Obviousness is not what it seems

Things can be obvious if they are simple. If something complicated is obvious, such as anything that anybody seriously studies, then for it to be simple you must be abstracting it a lot. When people find such things obvious, what they often mean is that the abstraction is so clear and simple its implications are unarguable. This is answering the wrong question. Most of the reasons such conclusions might be false are hidden in what you abstracted away. The question is whether you have the right abstraction for reality, not whether the abstraction has the implications it seems to.

e.g.1 I have heard that this is obvious: reality is made of optimizers, so when the optimizers optimize themselves there will be a recursive optimization explosion so something will become extremely optimized and take over the world. But to doubt this is not to doubt positive feedback works. The question is whether this captures the main dynamic taking place in the world.

e.g.2 I have thought before that it is obvious that a minimum wage would increase unemployment usually. This is probably because it’s so clear in an economic model, not because I had checked that that model fits reality well. I think it does, but it’s not obvious. It requires carefully looking at the world and at other possible abstractions.
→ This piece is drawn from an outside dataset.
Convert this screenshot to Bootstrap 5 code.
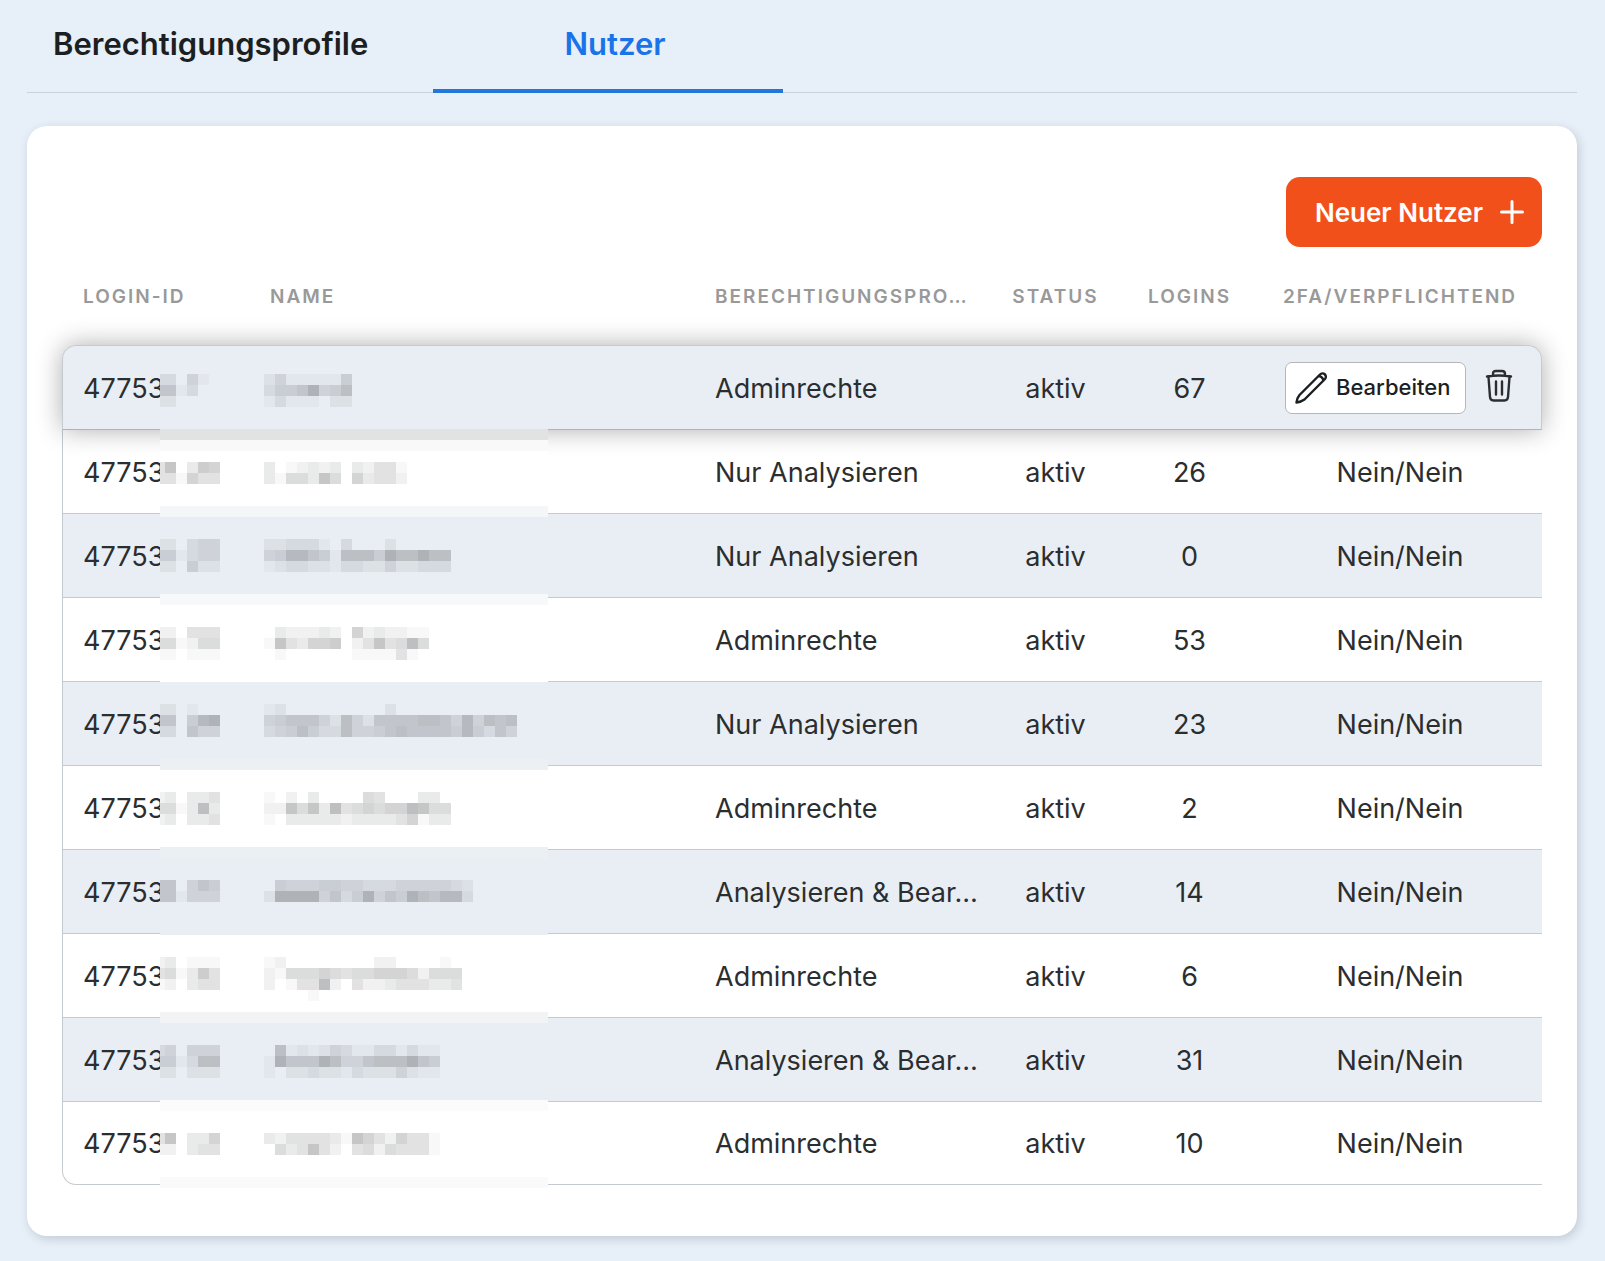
<!DOCTYPE html>
<html lang="de">
<head>
<meta charset="utf-8">
<meta name="viewport" content="width=device-width, initial-scale=1">
<title>Nutzer</title>
<link href="https://cdn.jsdelivr.net/npm/bootstrap@5.3.0/dist/css/bootstrap.min.css" rel="stylesheet">
<style>
  body { background: #e7eff8; color: #2b2e30; font-family: Inter, "Liberation Sans", sans-serif; font-size: 27px; }
  .page-shell { padding: 0 28px 24px 27px; }
  .profile-tabs { height: 93px; border-bottom: 1px solid #c9d1da; margin-bottom: 33px; }
  .profile-tabs .nav-link { height: 93px; padding: 20px 0 0; font-size: 31px; line-height: 48px; font-weight: 600; color: #1c1f21; border-bottom: 4px solid transparent; border-radius: 0; }
  .profile-tabs .nav-link.active { color: #1a73e8; border-bottom-color: #2376dc; }
  .tab-wide { width: 406px; }
  .profile-tabs .tab-wide .nav-link { padding-left: 26px; }
  .tab-user { width: 350px; }
  .profile-tabs .tab-user .nav-link { padding-left: 14px; }
  .user-panel { border: 0; border-radius: 20px; padding: 51px 35px; box-shadow: 2px 3px 10px rgba(60, 80, 100, .22); }
  .btn-create { height: 70px; padding: 0 16px 0 28px; border-radius: 14px; background: #f2501b; color: #fff; font-size: 26px; font-weight: 600; }
  .btn-create:hover { background: #dc4514; color: #fff; }
  .user-grid { table-layout: fixed; border-collapse: separate; border-spacing: 0; }
  .user-grid th { height: 98px; padding: 2px 16px 0; vertical-align: middle; font-size: 19px; font-weight: 600; letter-spacing: 2px; color: #999; }
  .user-grid td { height: 84px; padding: 3px 16px 0; border-bottom: 1px solid #c4cacf; vertical-align: middle; }
  .user-grid .cell-start { padding-left: 22px; padding-right: 22px; }
  .user-grid td.cell-start { padding-right: 0; }
  .user-grid th:first-child { padding-left: 21px; }
  .user-grid td:first-child { border-left: 1px solid #c4cacf; padding-left: 20px; }
  .user-grid tbody tr:nth-child(odd) td { background: #e9eef4; }
  .row-raised { position: relative; z-index: 1; border-radius: 14px 14px 0 0; box-shadow: 0 0 26px rgba(0, 0, 0, .32); }
  .user-grid .row-raised td { border-top: 1px solid #c4cacf; border-bottom-color: #adb3b6; height: 85px; }
  .row-raised td:first-child { border-top-left-radius: 14px; position: relative; }
  .user-grid .row-raised td:last-child { border-top-right-radius: 14px; border-right: 1px solid #c4cacf; padding: 0 27px; }
  .user-grid tbody tr:last-child td { height: 83px; }
  .user-grid tbody tr:last-child td:first-child { border-bottom-left-radius: 14px; }
  .redaction { position: absolute; left: 97px; top: 0; pointer-events: none; }
  .btn-edit { height: 52px; padding: 0 15px 0 8px; background: #fff; border: 1px solid #b3b7ba; border-radius: 7px; font-size: 22px; font-weight: 500; color: #1c1f21; }
  .w-login { width: 186px; } .w-profile { width: 297px; } .w-status { width: 131px; } .w-logins { width: 137px; } .w-twofa { width: 284px; }
</style>
<script src="https://cdn.jsdelivr.net/npm/bootstrap@5.3.0/dist/js/bootstrap.bundle.min.js"></script>
</head>
<body>
<div class="page-shell">
  <ul class="nav profile-tabs">
    <li class="nav-item tab-wide"><a class="nav-link" href="#profile">Berechtigungsprofile</a></li>
    <li class="nav-item tab-user"><a class="nav-link active text-center" aria-current="page" href="#nutzer">Nutzer</a></li>
  </ul>
  <main class="card user-panel">
    <div class="d-flex justify-content-end">
      <button type="button" class="btn btn-create d-flex align-items-center gap-3">Neuer Nutzer
        <svg width="26" height="26" viewBox="0 0 26 26" fill="none" stroke="#fff" stroke-width="3" stroke-linecap="round" aria-hidden="true"><path d="M13 2.500v21M2.500 13h21"/></svg>
      </button>
    </div>
    <table class="user-grid w-100">
      <colgroup><col class="w-login"><col><col class="w-profile"><col class="w-status"><col class="w-logins"><col class="w-twofa"></colgroup>
      <thead>
        <tr>
          <th scope="col" class="cell-start text-nowrap">LOGIN-ID</th>
          <th scope="col" class="cell-start">NAME</th>
          <th scope="col" class="cell-start text-nowrap">BERECHTIGUNGSPRO…</th>
          <th scope="col" class="text-center text-nowrap">STATUS</th>
          <th scope="col" class="text-center text-nowrap">LOGINS</th>
          <th scope="col" class="text-center text-nowrap">2FA/VERPFLICHTEND</th>
        </tr>
      </thead>
      <tbody>
        <tr class="row-raised">
          <td class="cell-start">47753<svg class="redaction" id="redaction" width="388" height="842" viewBox="160 346 388 842" shape-rendering="crispEdges" aria-hidden="true"></svg></td>
          <td></td><td class="cell-start text-nowrap">Adminrechte</td><td class="text-center">aktiv</td><td class="text-center">67</td>
          <td>
            <div class="d-flex align-items-center justify-content-between">
              <button type="button" class="btn btn-edit d-flex align-items-center gap-2">
                <svg width="34" height="34" viewBox="0 0 34 34" fill="none" stroke="#1c1f21" stroke-width="2.400" stroke-linejoin="round" stroke-linecap="round" aria-hidden="true"><path d="M2.500 31.500q.5-4.500 3-7.500L26 3.500a3.300 3.300 0 0 1 5 4.500L10.500 28.500q-3.500 2.500-8 3zM24.500 5q4 .5 5 4.500"/></svg>
                Bearbeiten
              </button>
              <button type="button" class="btn p-0 pb-1 border-0 d-flex" aria-label="Löschen">
                <svg width="30" height="34" viewBox="0 0 30 34" fill="none" stroke="#2b2e30" stroke-width="2.400" stroke-linecap="round" stroke-linejoin="round" aria-hidden="true"><path d="M3 7.500q12-2 24 0M9 6.500V5q0-3 3-3h6q3 0 3 3v1.500M4.500 8l1.500 20q.3 3.500 3.500 3.500h11q3.200 0 3.500-3.500L25.500 8M12 12.500v13M18 12.500v13"/></svg>
              </button>
            </div>
          </td>
        </tr>
        <tr><td class="cell-start">47753</td><td></td><td class="cell-start text-nowrap">Nur Analysieren</td><td class="text-center">aktiv</td><td class="text-center">26</td><td class="text-center">Nein/Nein</td></tr>
        <tr><td class="cell-start">47753</td><td></td><td class="cell-start text-nowrap">Nur Analysieren</td><td class="text-center">aktiv</td><td class="text-center">0</td><td class="text-center">Nein/Nein</td></tr>
        <tr><td class="cell-start">47753</td><td></td><td class="cell-start text-nowrap">Adminrechte</td><td class="text-center">aktiv</td><td class="text-center">53</td><td class="text-center">Nein/Nein</td></tr>
        <tr><td class="cell-start">47753</td><td></td><td class="cell-start text-nowrap">Nur Analysieren</td><td class="text-center">aktiv</td><td class="text-center">23</td><td class="text-center">Nein/Nein</td></tr>
        <tr><td class="cell-start">47753</td><td></td><td class="cell-start text-nowrap">Adminrechte</td><td class="text-center">aktiv</td><td class="text-center">2</td><td class="text-center">Nein/Nein</td></tr>
        <tr><td class="cell-start">47753</td><td></td><td class="cell-start text-nowrap">Analysieren &amp; Bear…</td><td class="text-center">aktiv</td><td class="text-center">14</td><td class="text-center">Nein/Nein</td></tr>
        <tr><td class="cell-start">47753</td><td></td><td class="cell-start text-nowrap">Adminrechte</td><td class="text-center">aktiv</td><td class="text-center">6</td><td class="text-center">Nein/Nein</td></tr>
        <tr><td class="cell-start">47753</td><td></td><td class="cell-start text-nowrap">Analysieren &amp; Bear…</td><td class="text-center">aktiv</td><td class="text-center">31</td><td class="text-center">Nein/Nein</td></tr>
        <tr><td class="cell-start">47753</td><td></td><td class="cell-start text-nowrap">Adminrechte</td><td class="text-center">aktiv</td><td class="text-center">10</td><td class="text-center">Nein/Nein</td></tr>
      </tbody>
    </table>
  </main>
</div>
<script>
  // Pixelated mask over login suffixes and names: background bands, then 11px blocks.
  const svg = document.getElementById('redaction');
  const rect = (x, y, w, h, fill, alpha) => {
    const r = document.createElementNS('http://www.w3.org/2000/svg', 'rect');
    Object.entries({ x, y, width: w, height: h, fill, 'fill-opacity': alpha }).forEach(([k, v]) => r.setAttribute(k, v));
    svg.appendChild(r);
  };
  const tint = '#e9eef4', white = '#fff';
  const bands = [[346, tint], [429, '#e1e2e2'], [440, '#f9f9f9'], [451, white], [506, '#f4f6f8'], [517, tint], [594, '#f6f8f9'], [605, white],
    [682, tint], [759, '#ecf0f2'], [770, white], [847, '#ebf0f2'], [858, tint], [935, white], [1012, '#f1f3f5'], [1023, tint],
    [1100, '#fbfbfc'], [1111, white], [1177, '#fafafb'], [1188, white]];
  bands.slice(0, -1).forEach(([y, fill], i) => rect(160, y, 388, bands[i + 1][0] - y, fill, 1));
  // [top, [login blocks, name blocks] per line]; digits are darkness levels
  const rows = [
    [374, ['330410', '24111115'], ['661300', '35569457'], ['220000', '13111022']],
    [462, ['480376', '3012323032441'], ['441644', '3155385063442']],
    [539, ['220344', '22333103000200000'], ['551344', '45886517775977977'], ['220522', '12332213322422333']],
    [627, ['220444', '032223206232211'], ['551255', '184366702484595'], ['110111', '010000001111410']],
    [704, ['220100', '12000000000200'], ['660589', '45666427426666776484767'], ['330644', '34575337445676666585364']],
    [792, ['230334', '10203000054000330'], ['551393', '22858394565669855'], ['230334', '10333332333346133']],
    [880, ['660465', '0544455443334444432'], ['661444', '2999946359465976883']],
    [957, ['230111', '120000000022000010'], ['451374', '215556545566652555'], ['120344', '201449204223444334'], ['000000', '00001']],
    [1045, ['340444', '0712124311331311'], ['551377', '1966697446777965'], ['220222', '1022322132224211']],
    [1133, ['480336', '3244443186426441'], ['220344', '0534842045254441']]
  ];
  rows.forEach(([top, ...lines]) => lines.forEach((parts, n) => parts.forEach((part, p) =>
    [...part].forEach((d, i) => { if (+d) rect((p ? 264 : 154) + i * 11, top + n * 11, 11, 11, '#2c2e30', d * .034); }))));
</script>
</body>
</html>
9 responses to “Obviousness is not what it seems

  1. Well as far as I can see you are arguing that correctness is better than being simple to communicate for abstractions, then I agree. Something that might interest you is this article on how abstractions are leaky (http://www.joelonsoftware.com/articles/LeakyAbstractions.html).

  2. Not quite what I meant. Everyone agrees that correctness is important. It is as important to check that reality fits concepts you model it with as to check that those concepts lead to conclusion. Often people forget the first part exists, especially when they don’t think of their model as being a model.

  3. People learn to emotionally reward themselves for being right instead of being correct. Righteousness seems to come from a lot of theorizing, whereas correctness seems to come from a deep curiosity. Ironically, since I’ve never studied this, I could be guilty of the phenomenon I’m talking about.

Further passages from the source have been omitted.